Critical sports media consumption starts with skepticism and awareness. Here are three key questions to ask yourself whenever you encounter bold claims or urgent stories:

  1. Who benefits from this narrative? Consider which parties gain from you believing and sharing this story.
  2. What sources back up these claims? Look for credible evidence, not just speculation or anonymous “sources.”
  3. Why does this story feel so urgent right now? Timing is often strategic—think about what’s happening behind the scenes.

Remember, analytics reveal that outrage yields triple the engagement compared to straightforward game analysis. Drama pays the bills. Nuance doesn’t.

By questioning absolute certainty, seeking diverse sources, and recognizing the emotional manipulation tactics at play, you can regain control over your media experience. You can still enjoy sports media, but now you’re in the driver’s seat instead of being driven by manufactured hype.

Conclusion: Enjoy Sports Media on Your Terms

Sports media today is a complex system engineered to trigger your emotions, keep you engaged, and maximize advertising revenue. The analysts you trust, the heated debates you watch, and the controversies you follow are often part of a scripted emotional journey designed to make you feel outrage, excitement, and urgency—regardless of what actually happens on the field.

Networks prioritize engagement over accuracy, rewarding confident wrongness and loud opinions rather than thoughtful analysis. They exploit human psychology, parasocial relationships, and confirmation bias to keep you hooked.

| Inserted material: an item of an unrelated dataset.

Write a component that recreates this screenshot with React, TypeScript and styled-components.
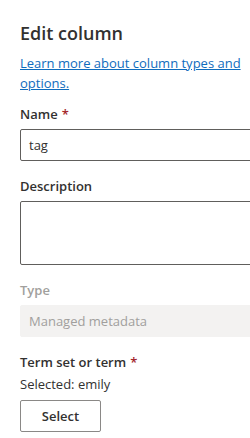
import styled, { createGlobalStyle } from 'styled-components';

const GlobalStyle = createGlobalStyle`
  html, body {
    margin: 0;
    padding: 0;
    background: #ffffff;
    overflow: hidden;
  }
  body {
    font-family: 'Open Sans', 'Noto Sans', sans-serif;
  }
`;

const Panel = styled.div`
  width: 262px;
  padding: 19px 0 0 20px;
  color: #323130;
`;

const Title = styled.h2`
  margin: 0;
  font-size: 18px;
  line-height: 28px;
  font-weight: 600;
  color: #323130;
`;

const HelpLink = styled.a`
  display: block;
  width: 240px;
  margin-top: 6px;
  font-size: 13px;
  line-height: 20px;
  color: #0f6cbd;
  text-decoration: underline;
`;

const Field = styled.div`
  margin-top: 10px;
  &:first-of-type {
    margin-top: 6px;
  }
`;

const Label = styled.label<{ $disabled?: boolean; $tight?: boolean }>`
  display: block;
  padding: 5px 0 ${(p) => (p.$tight ? '2px' : '5px')};
  font-size: 13px;
  line-height: 20px;
  font-weight: 600;
  color: ${(p) => (p.$disabled ? '#a19f9d' : '#323130')};
`;

const Required = styled.span`
  color: #a4262c;
  margin-left: 4px;
`;

const Input = styled.div<{ $multiline?: boolean; $disabled?: boolean }>`
  box-sizing: border-box;
  height: ${(p) => (p.$multiline ? '64px' : '32px')};
  border: 1px solid ${(p) => (p.$disabled ? '#f3f2f1' : '#605e5c')};
  border-radius: 2px;
  background: ${(p) => (p.$disabled ? '#f3f2f1' : '#ffffff')};
  padding: 0 8px;
  font-size: 13px;
  line-height: 30px;
  color: ${(p) => (p.$disabled ? '#a19f9d' : '#323130')};
`;

const Selected = styled.div`
  font-size: 13px;
  line-height: 20px;
  color: #323130;
`;

const Button = styled.button`
  box-sizing: border-box;
  margin-top: 6px;
  height: 32px;
  width: 81px;
  padding: 0;
  border: 1px solid #8a8886;
  border-radius: 2px;
  background: #ffffff;
  font-family: inherit;
  font-size: 13px;
  font-weight: 600;
  color: #323130;
`;

export default function App() {
  return (
    <>
      <GlobalStyle />
      <Panel>
        <Title>Edit column</Title>
        <HelpLink href="#">Learn more about column types and options.</HelpLink>
        <Field>
          <Label>
            Name<Required>*</Required>
          </Label>
          <Input>tag</Input>
        </Field>
        <Field>
          <Label>Description</Label>
          <Input $multiline />
        </Field>
        <Field>
          <Label $disabled>Type</Label>
          <Input $disabled>Managed metadata</Input>
        </Field>
        <Field>
          <Label $tight>
            Term set or term<Required>*</Required>
          </Label>
          <Selected>Selected: emily</Selected>
          <Button>Select</Button>
        </Field>
      </Panel>
    </>
  );
}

But knowledge is power. By understanding these tactics, spotting the confidence con, and asking critical questions, you can navigate sports media with clarity and control. You can still enjoy the drama and excitement, but on your own terms—without being manipulated.

So next time you find yourself yelling at the TV about a player’s tweet or a fake trade rumor, pause and ask: who’s really benefiting from my reaction? Spoiler alert—it’s not you.

Take control. Enjoy the games. And don’t let the hype machine fool you.